Merci donc de l’avoir fait, d’avoir tenu les délais, d’être allés aussi loin de votre réflexion, de nous avoir proposé une réflexion aussi approfondie, aussi élaborée. Ça prouve que vous faites confiance aussi à l’État, à sa capacité à recueillir, à recevoir, à ingérer, à digérer, et à faire, à faire un bon usage du travail que vous avez accompli.

Cette maison vous demeure ouverte. Je le répète. Elle… Vous y venez quand vous voulez, en plénière si vous estimez qu’après la remise du rapport, après ce que je vous aurai fait remonter, entre des concertations, entre des séquences de concertation, si vous ressentez le besoin de vous réunir encore en configuration plénière, cette maison vous demeure, vous demeure ouverte, individuellement si vous souhaitez, soit avec le cabinet, soit avec l’administration, soit avec moi-même à l’occasion d’entretenir la relation. Nous en serons tous ravis.

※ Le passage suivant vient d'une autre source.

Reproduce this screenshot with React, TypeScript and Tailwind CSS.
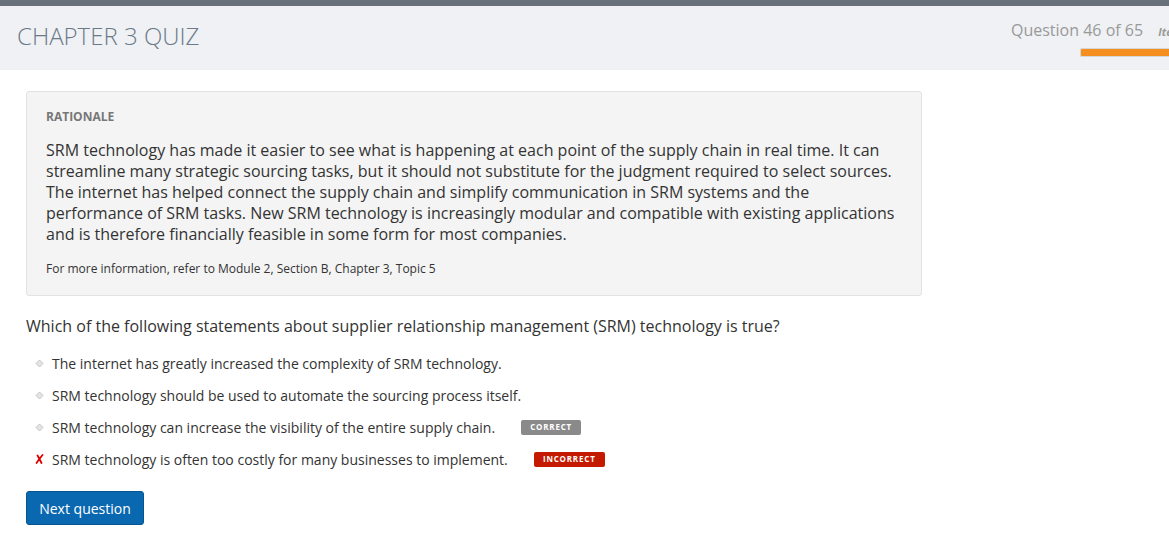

Et merci encore. Il n’y a pas de moyen de rétribuer la qualité du travail que vous avez fourni, l’intelligence que vous y avez mise, les efforts que vous avez consentis, ce que vous avez construit aussi en tant que groupe, je présume, en peut-être découvrant certains d’entre vous, en découvrant quelques autres ; en travaillant ensemble ; en établissant une relation qui va peut-être se poursuivre sur ces sujets-là ou sur d’autres ; en découvrant des centres d’intérêt communs. J’aurai été d’une certaine façon une entremetteuse et ce sera pour moi comme le sentiment d’avoir donné un petit peu après en avoir tant reçu. Merci encore.